Cary also has an eventful episode, with a legitimate love interest in dance chaperone and drama teacher Jeremy (a very cute Daniel K. Isaac, of Billions). They have a lovely evening, giving Cary the true high-school romance that evaded him when he was playing straight in high school. Walking through the dimly-lit, empty hallways, standing onstage in the empty theater, looking out over the football field, Cary finally gets genuine connection and another dose of reality. Through Jeremy’s recounting of his own path, Cary finally begins to come to terms with his clichéd existence as a struggling actor waiting tables and hoping for a big break. Brooke, suddenly the show’s singular dispenser of sage advice, points out that Chase’s fame is the wave he can ride to get to where he wants to be. Cary also spends much of the episode evading a crush-obsessed student, Elijah (the enchanting Josie Totah — RIP Champions, your marketing failed you, but I will always love you), which is what sends him into Jeremy’s arms in the first place.
Brooke’s self-centered attitude finally comes in handy this episode, not only because of the stark contrast she’s forced to provide to Streeter’s malice. In realizing Chase has been all but robbed of his agency, and seeing Cary’s wincing reactions to the ways society has told him to live, she gives them both permission to be themselves, albeit abrasively. This lovely bit of character development not only redeems the episode, but also sets the stage for Cary and Brooke to enter the latter half of the season with wider potential and higher stakes.
The Other Two Cents
• Seriously you guys, why hasn’t Netflix brought back Champions for me specifically?
• Brooke and Streeter go head-to-head on everything, including the official hashtag for the event: #DreamDance vs #Chom (that’s “Chase” and “Prom” mashed together).

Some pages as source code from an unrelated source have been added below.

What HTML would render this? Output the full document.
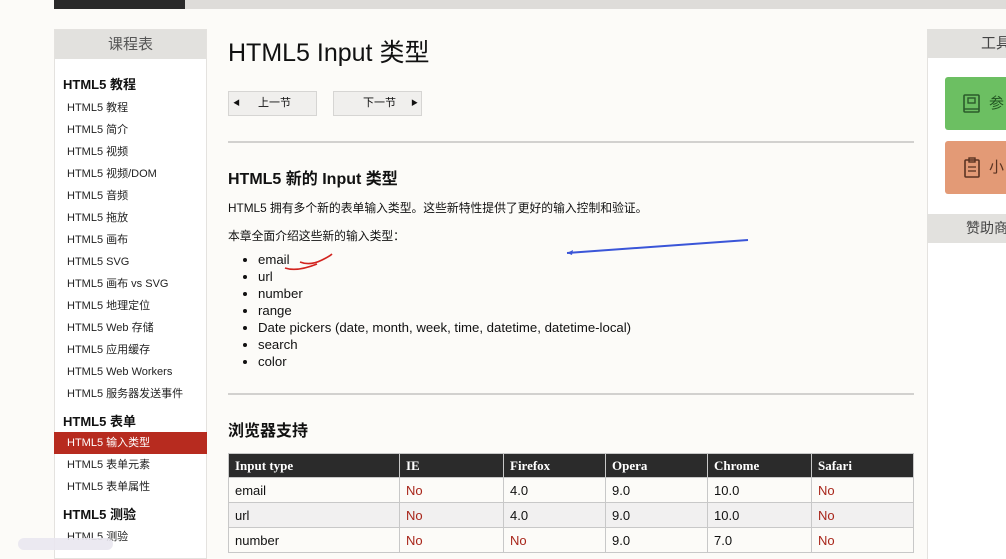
<!DOCTYPE html>
<html><head><meta charset="utf-8"><style>
*{margin:0;padding:0;box-sizing:border-box}
body{width:1006px;height:555px;overflow:hidden;background:#fcfbf8;font-family:"Liberation Sans","Noto Sans CJK SC",sans-serif;color:#111;position:relative}
.a{position:absolute;white-space:nowrap}
.side div.i{position:absolute;left:12px;font-size:11px;color:#222;line-height:14px;margin-top:2px}
.side div.h{position:absolute;left:8px;font-size:13px;font-weight:bold;line-height:16px;margin-top:2px}
table{border-collapse:collapse;position:absolute;left:228px;top:453px;width:686px;font-size:13px;font-family:"Liberation Sans Narrow","Liberation Sans",sans-serif}
td,th{height:25px;padding:0 6px;text-align:left;border:1px solid #c8c8c8}
th{background:#2b2b2b;color:#fff;font-family:"Liberation Serif",serif;font-weight:bold;font-size:13px;height:24px}
tr:nth-child(3) td{background:#f1f0f0}
.no{color:#a8251a}
li{margin-left:30px;font-size:13.2px;height:17px;line-height:17px}
</style></head><body>
<div class="a" style="left:54px;top:0;width:131px;height:9px;background:#2a2a2a"></div>
<div class="a" style="left:185px;top:0;width:821px;height:9px;background:#dedcd9"></div>

<div class="a side" style="left:54px;top:29px;width:153px;height:530px;background:#fff;border:1px solid #e4e2df">
<div class="a" style="left:0;top:0;width:151px;height:29px;background:#e2e1de;text-align:center;line-height:29px;font-size:15px;color:#555">课程表</div>
<div class="h" style="top:45px">HTML5 教程</div>
<div class="i" style="top:69px">HTML5 教程</div>
<div class="i" style="top:91px">HTML5 简介</div>
<div class="i" style="top:113px">HTML5 视频</div>
<div class="i" style="top:135px">HTML5 视频/DOM</div>
<div class="i" style="top:157px">HTML5 音频</div>
<div class="i" style="top:179px">HTML5 拖放</div>
<div class="i" style="top:201px">HTML5 画布</div>
<div class="i" style="top:223px">HTML5 SVG</div>
<div class="i" style="top:245px">HTML5 画布 vs SVG</div>
<div class="i" style="top:267px">HTML5 地理定位</div>
<div class="i" style="top:289px">HTML5 Web 存储</div>
<div class="i" style="top:311px">HTML5 应用缓存</div>
<div class="i" style="top:333px">HTML5 Web Workers</div>
<div class="i" style="top:355px">HTML5 服务器发送事件</div>
<div class="h" style="top:382px">HTML5 表单</div>
<div class="a" style="left:-1px;top:402px;width:153px;height:22px;background:#b72b1f"></div>
<div class="i" style="top:404px;color:#fff">HTML5 输入类型</div>
<div class="i" style="top:426px">HTML5 表单元素</div>
<div class="i" style="top:448px">HTML5 表单属性</div>
<div class="h" style="top:475px">HTML5 测验</div>
<div class="i" style="top:498px">HTML5 测验</div>
</div>
<div class="a" style="left:18px;top:538px;width:95px;height:12px;background:#e9e7f0;border-radius:6px;opacity:.9"></div>

<div class="a" style="left:228px;top:37px;font-size:25px;line-height:32px">HTML5 Input 类型</div>
<div class="a" style="left:228px;top:91px;width:89px;height:25px;background:#f0efed;border:1px solid #d6d5d3;font-size:11px;line-height:23px"><span style="position:absolute;left:4px;font-size:7px">◀</span><span style="position:absolute;left:29px">上一节</span></div>
<div class="a" style="left:333px;top:91px;width:89px;height:25px;background:#f0efed;border:1px solid #d6d5d3;font-size:11px;line-height:23px"><span style="position:absolute;left:29px">下一节</span><span style="position:absolute;right:3px;font-size:7px">▶</span></div>
<div class="a" style="left:228px;top:141px;width:686px;height:2px;background:#d2d1cf"></div>
<div class="a" style="left:228px;top:170px;font-size:16px;font-weight:bold;line-height:20px">HTML5 新的 Input 类型</div>
<div class="a" style="left:228px;top:200px;font-size:11.8px;line-height:16px">HTML5 拥有多个新的表单输入类型。这些新特性提供了更好的输入控制和验证。</div>
<div class="a" style="left:228px;top:228px;font-size:11.8px;line-height:16px">本章全面介绍这些新的输入类型：</div>
<ul class="a" style="left:228px;top:251px;width:600px">
<li>email</li><li>url</li><li>number</li><li>range</li><li>Date pickers (date, month, week, time, datetime, datetime-local)</li><li>search</li><li>color</li></ul>
<svg class="a" style="left:0;top:0" width="1006" height="555">
<path d="M567 253 L748 240" stroke="#3a55d8" stroke-width="2" fill="none"/>
<path d="M567 253 l6 -3 l-1 5z" fill="#3a55d8"/>
<path d="M300 262 q10 4 22 -2 q8 -4 10 -6 M285 268 q12 4 32 -4" stroke="#d2231e" stroke-width="1.6" fill="none"/>
</svg>
<div class="a" style="left:228px;top:393px;width:686px;height:2px;background:#d2d1cf"></div>
<div class="a" style="left:228px;top:422px;font-size:16px;font-weight:bold;line-height:20px">浏览器支持</div>
<table>
<tr><th style="width:171px">Input type</th><th style="width:104px">IE</th><th style="width:102px">Firefox</th><th style="width:102px">Opera</th><th style="width:104px">Chrome</th><th>Safari</th></tr>
<tr><td>email</td><td class="no">No</td><td>4.0</td><td>9.0</td><td>10.0</td><td class="no">No</td></tr>
<tr><td>url</td><td class="no">No</td><td>4.0</td><td>9.0</td><td>10.0</td><td class="no">No</td></tr>
<tr><td>number</td><td class="no">No</td><td class="no">No</td><td>9.0</td><td>7.0</td><td class="no">No</td></tr>
</table>

<div class="a" style="left:927px;top:29px;width:79px;height:530px;background:#fff;border-left:1px solid #e4e2df"></div>
<div class="a" style="left:927px;top:29px;width:79px;height:29px;background:#e2e1de;font-size:15px;line-height:29px;color:#444;padding-left:54px;overflow:hidden">工具</div>
<div class="a" style="left:945px;top:77px;width:61px;height:53px;background:#6cbf62;border-radius:3px 0 0 3px;font-size:15px;line-height:53px;color:#225522;padding-left:44px;overflow:hidden">参</div>
<svg class="a" style="left:962px;top:93px" width="20" height="22"><rect x="2" y="2" width="15" height="17" rx="1" fill="none" stroke="#2b5b2b" stroke-width="1.6"/><rect x="6" y="5" width="7" height="5" fill="none" stroke="#2b5b2b" stroke-width="1.4"/><line x1="2" y1="16" x2="17" y2="16" stroke="#2b5b2b" stroke-width="1.4"/></svg>
<div class="a" style="left:945px;top:141px;width:61px;height:53px;background:#e39a76;border-radius:3px 0 0 3px;font-size:15px;line-height:53px;color:#5a3322;padding-left:44px;overflow:hidden">小</div>
<svg class="a" style="left:962px;top:157px" width="20" height="22"><rect x="3" y="3" width="14" height="17" rx="1" fill="none" stroke="#5a3322" stroke-width="1.6"/><rect x="7" y="1" width="6" height="4" fill="none" stroke="#5a3322" stroke-width="1.4"/><line x1="6" y1="10" x2="14" y2="10" stroke="#5a3322" stroke-width="1.3"/><line x1="6" y1="14" x2="14" y2="14" stroke="#5a3322" stroke-width="1.3"/></svg>
<div class="a" style="left:927px;top:214px;width:79px;height:29px;background:#e2e1de;font-size:14px;line-height:29px;color:#444;padding-left:39px;overflow:hidden">赞助商</div>
</body></html>
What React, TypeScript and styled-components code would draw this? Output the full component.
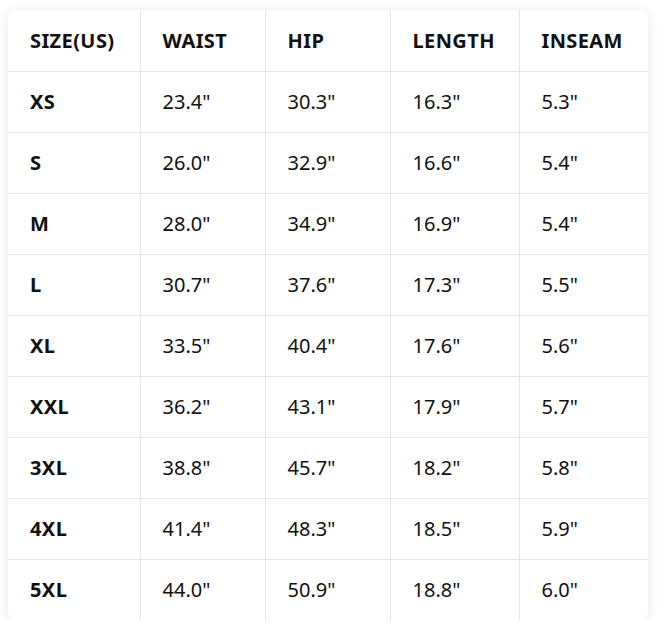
import React from "react";
import styled, { createGlobalStyle } from "styled-components";

const rows: [string, string, string, string, string][] = [
  ["XS", '23.4"', '30.3"', '16.3"', '5.3"'],
  ["S", '26.0"', '32.9"', '16.6"', '5.4"'],
  ["M", '28.0"', '34.9"', '16.9"', '5.4"'],
  ["L", '30.7"', '37.6"', '17.3"', '5.5"'],
  ["XL", '33.5"', '40.4"', '17.6"', '5.6"'],
  ["XXL", '36.2"', '43.1"', '17.9"', '5.7"'],
  ["3XL", '38.8"', '45.7"', '18.2"', '5.8"'],
  ["4XL", '41.4"', '48.3"', '18.5"', '5.9"'],
  ["5XL", '44.0"', '50.9"', '18.8"', '6.0"'],
];

const headers = ["SIZE(US)", "WAIST", "HIP", "LENGTH", "INSEAM"];
const widths = [132, 125, 125, 129, 129];

const App: React.FC = () => {
  return (
    <>
      <GlobalStyle />
      <Page>
        <Card>
          <Table>
            <colgroup>
              {widths.map((w, i) => (
                <col key={i} style={{ width: w }} />
              ))}
            </colgroup>
            <thead>
              <tr>
                {headers.map((h) => (
                  <HeadCell key={h}>{h}</HeadCell>
                ))}
              </tr>
            </thead>
            <tbody>
              {rows.map((r) => (
                <tr key={r[0]}>
                  {r.map((v, i) => (
                    <Cell key={i} $bold={i === 0}>
                      {v}
                    </Cell>
                  ))}
                </tr>
              ))}
            </tbody>
          </Table>
        </Card>
      </Page>
    </>
  );
};

const GlobalStyle = createGlobalStyle`
  body {
    margin: 0;
    background: #ffffff;
    font-family: "Noto Sans", "Open Sans", sans-serif;
  }
`;

const Page = styled.div`
  padding: 10px 13px 0 8px;
`;

const Card = styled.div`
  width: 640px;
  background: #ffffff;
  border-radius: 8px;
  overflow: hidden;
  box-shadow: 0 2px 14px rgba(0, 0, 0, 0.1);
`;

const Table = styled.table`
  width: 640px;
  border-collapse: collapse;
  table-layout: fixed;

  tr:last-child td {
    border-bottom: none;
  }
  th:first-child,
  td:first-child {
    border-left: none;
  }
  th:last-child,
  td:last-child {
    border-right: none;
  }
`;

const HeadCell = styled.th`
  height: 61px;
  padding: 0 0 0 22px;
  text-align: left;
  font-size: 20px;
  font-weight: 700;
  letter-spacing: 0.4px;
  color: #111111;
  border: 1px solid #e6e6e6;
  border-top: none;
  box-sizing: border-box;
  white-space: nowrap;
`;

const Cell = styled.td<{ $bold?: boolean }>`
  height: 61px;
  padding: 0 0 0 22px;
  font-size: 20px;
  font-weight: ${({ $bold }) => ($bold ? 700 : 400)};
  letter-spacing: ${({ $bold }) => ($bold ? "0.4px" : "0")};
  color: #111111;
  border: 1px solid #e6e6e6;
  box-sizing: border-box;
`;

export default App;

• Speaking of which, Streeter does end up making it to Lil Wayne’s party, with Lorraine as his ticket. Turns out she was good for something: Wayne’s Instagram posing with Streeter and Lorraine captioned “this lil dude wrinkly as hell. #chom.”

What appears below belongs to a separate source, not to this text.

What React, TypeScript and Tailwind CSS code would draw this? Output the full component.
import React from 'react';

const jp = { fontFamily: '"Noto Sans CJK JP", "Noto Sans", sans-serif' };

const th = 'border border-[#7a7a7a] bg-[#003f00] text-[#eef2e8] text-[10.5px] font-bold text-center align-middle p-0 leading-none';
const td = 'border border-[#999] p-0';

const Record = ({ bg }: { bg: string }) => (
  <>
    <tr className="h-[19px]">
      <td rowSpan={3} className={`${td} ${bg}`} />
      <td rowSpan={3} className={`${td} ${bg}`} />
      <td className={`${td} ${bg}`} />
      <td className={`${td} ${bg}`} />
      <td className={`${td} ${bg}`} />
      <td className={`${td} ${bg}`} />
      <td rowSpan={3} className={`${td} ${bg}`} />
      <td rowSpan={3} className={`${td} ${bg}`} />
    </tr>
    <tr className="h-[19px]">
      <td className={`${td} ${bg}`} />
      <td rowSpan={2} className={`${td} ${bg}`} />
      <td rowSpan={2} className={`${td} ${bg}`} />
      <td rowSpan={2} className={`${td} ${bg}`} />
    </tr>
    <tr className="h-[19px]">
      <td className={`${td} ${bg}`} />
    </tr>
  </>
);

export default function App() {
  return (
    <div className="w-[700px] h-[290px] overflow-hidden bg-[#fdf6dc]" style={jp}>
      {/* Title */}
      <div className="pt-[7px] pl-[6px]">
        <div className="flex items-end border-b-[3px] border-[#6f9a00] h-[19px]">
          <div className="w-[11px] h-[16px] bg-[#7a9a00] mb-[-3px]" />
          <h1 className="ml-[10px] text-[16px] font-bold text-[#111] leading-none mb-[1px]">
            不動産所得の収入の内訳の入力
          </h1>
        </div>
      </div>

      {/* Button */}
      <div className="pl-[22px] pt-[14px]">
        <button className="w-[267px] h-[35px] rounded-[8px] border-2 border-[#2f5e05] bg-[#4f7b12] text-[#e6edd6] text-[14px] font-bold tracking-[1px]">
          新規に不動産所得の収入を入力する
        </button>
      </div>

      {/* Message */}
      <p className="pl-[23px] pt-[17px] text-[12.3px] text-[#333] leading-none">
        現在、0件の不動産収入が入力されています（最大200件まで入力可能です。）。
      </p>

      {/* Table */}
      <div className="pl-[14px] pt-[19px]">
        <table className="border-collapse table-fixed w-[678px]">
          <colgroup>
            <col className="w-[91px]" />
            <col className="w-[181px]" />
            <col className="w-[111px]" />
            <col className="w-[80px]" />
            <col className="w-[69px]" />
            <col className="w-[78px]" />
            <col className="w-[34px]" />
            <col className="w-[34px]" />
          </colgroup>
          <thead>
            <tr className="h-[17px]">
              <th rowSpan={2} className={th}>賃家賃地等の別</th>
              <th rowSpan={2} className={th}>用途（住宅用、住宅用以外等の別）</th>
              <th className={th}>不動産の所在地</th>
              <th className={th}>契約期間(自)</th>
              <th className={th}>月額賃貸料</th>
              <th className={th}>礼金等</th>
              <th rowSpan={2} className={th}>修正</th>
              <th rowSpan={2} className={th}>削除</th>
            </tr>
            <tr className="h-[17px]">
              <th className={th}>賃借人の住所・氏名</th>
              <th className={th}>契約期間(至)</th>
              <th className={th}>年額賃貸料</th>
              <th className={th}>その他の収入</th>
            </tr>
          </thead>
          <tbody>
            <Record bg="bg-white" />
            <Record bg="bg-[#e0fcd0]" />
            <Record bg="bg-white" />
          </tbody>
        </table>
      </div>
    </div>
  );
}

• Streeter’s choice for Chase’s merch: surge protectors. Again, funny in concept, pretty grating to watch.
• Love the cutaway to Rachel and Chase dancing in the roped-off section smack in the center of the dance floor.
• Lorraine got paid $10 for the gig, but it’s $5 after taxes, $4 after her agent, and $3 after her manager.
• Elijah’s list of men (presumably who have scorned them): Matt Bomer, Gus Kenworthy, and Antoni Porowski.
• The archetypes in Streeter’s boy band: the bad boy, the hot one, the pirate, the gay guy, the dud.
• The dance is “Old Hollywood”-themed, with posters for Love Actually, Knocked Up, and Anchorman. Only the classics!